The views expressed by Geoff Cross, whose recall to the side is the only change – enforced by Euan Murray's refusal to play on Sundays – to the team that beat Italy, could be interpreted as suggesting the latter.

"The reason I enjoy working with Scott Johnson is that while he is a 50-year-old man who says he's made many mistakes in life and he's never played to the standard that the international guys he's working with today have, the things he asks you to do are almost embarrassingly simple, but he asks you to do them extraordinarily well," said the prop. "I've heard that from other coaches as a recipe for success. The best players do the simple skills extraordinarily well, no matter whether they're tired, they don't have enough time, there's a bit of pain, under whatever pressure.

"It's the simplicity. That's what I've noticed.
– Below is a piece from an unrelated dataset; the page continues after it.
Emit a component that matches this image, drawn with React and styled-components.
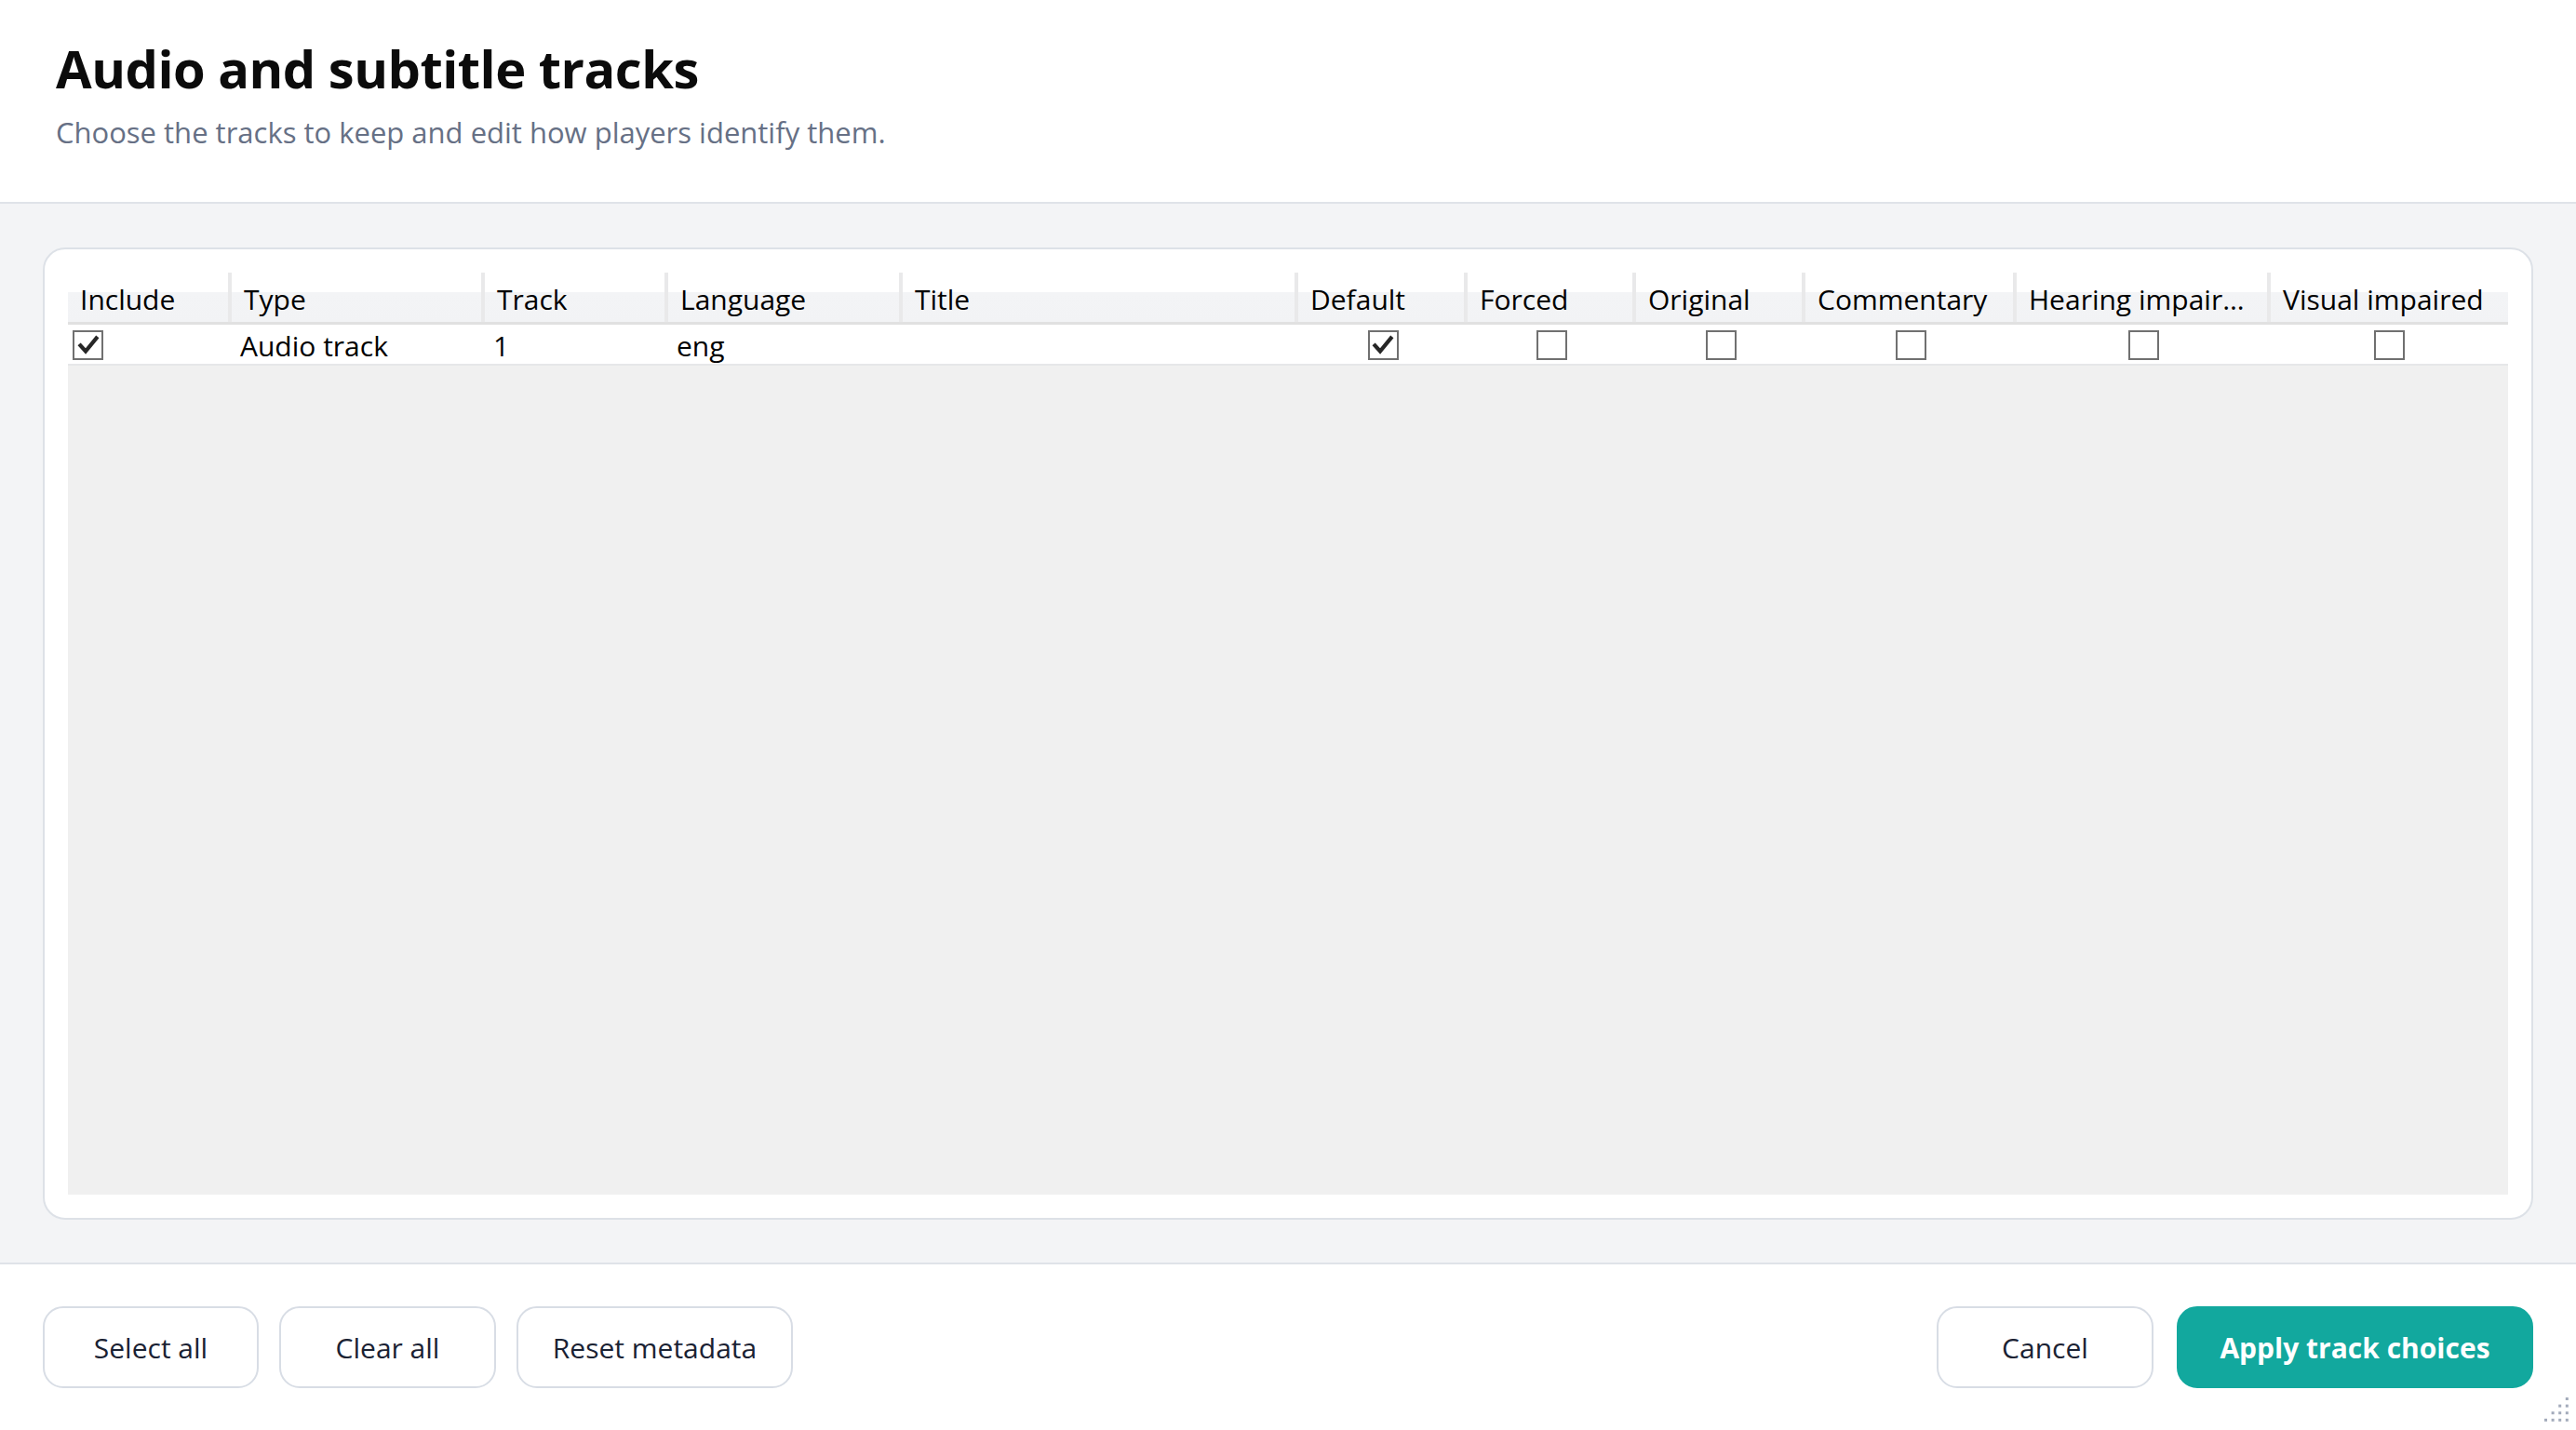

He can be a bit of a philosopher, but that's fine. I like that."

In terms of Johnson's personal history, when it was announced last year that Andy Robinson was bringing him into the camp, Scotland's then head coach said he had spoken to the Australian about that episode with Wales as well as his subsequent controversial involvement with the American national team and was satisfied with what he heard.

The nudging and winking that went on across Scotland and Wales when Robinson then departed at the end of his second short campaign with his new staff member on board would, then, seem irrelevant, because it is increasingly clear that, regardless of what they have read or heard, Scotland's players enjoy working under Johnson, while they have come to recognise that what they were doing previously was not working. "We've talked a lot as a squad about needing to change," Laidlaw observed. "We realised we've not had the results so let's change because if we keep doing what we're doing we'll keep coming up with the same results. We've changed a few things again this week in training and we're hoping that will bring the back-to- back results that we desperately want.

"I'm just a player so I just get on with my job [but] the key message for me is that we needed to change and I think the players have realised that now. It's a lot of little changes Scott's made. . . no secret. A lot of the time it's about the dirty work at the breakdown and the tackle contest.

"Matt Taylor's come in and we've got good defensive systems. The Italian win was built on good defence. We never had loads of ball, but when they had it we squeezed them, so I think a lot of little things go a long way."

Therein lies an important point because, even in compiling the national side's Six Nations record win against Italy, the Scots were by no means as proficient in key areas as they must become to challenge the best, a point Johnson made immediately after the match and again this week.

There may be a small element of good fortune, too, since at no stage in living memory has a Scotland side had the sort of capacity it has suddenly developed to shred defences.

Only a year ago Stuart Hogg's introduction as a teenager was inspiring rhapsodies. Now the full-back is being teased by his wing men that he is the slowest member of the back three following Tim Visser's long-awaited qualification on residency and Sean Maitland's arrival in the ancestral home.

Like Johnson, those two have also brought a refreshing outlook, with Visser switching from directing those gentle digs towards the elusive Hogg's relative lack of pace, to praise for the latest newcomer.

"He is a very positive guy," the Dutch-born winger said of New Zealand-born Maitland. "That is something I would like to pride myself on as well. Scottish people like to be underdogs and like to come from that angle. In Holland it is very much different. We can be perceived as arrogant but we are just very positive and like to think we can do stuff. That is something I have seen in Sean as well. He is very positive and far, far away from arrogant but he knows what he can do and what he can bring to the party. He believes in himself and the rest of the team and that is something we can all definitely learn from.

"Sean is more of an all-round player than me. He is pretty solid in defence, he is a good attacker. We all have a lot of things to work on and he is the same as anybody else, but he is very balanced as a player and that is something he has picked up from back home."

Yet, for all the assurance Visser exudes, he shares his head coach's view that no-one can delude themselves about where Scotland are right now. "We need to get the fundamentals right and that is maybe slightly disguised by the tries we have scored. Some of them have been ridiculous and the one Hoggy scored was out of this world.

"Maybe these tries disguise the things we need to get right to beat better teams. If we do that on Sunday, we have a good chance of winning the Test match."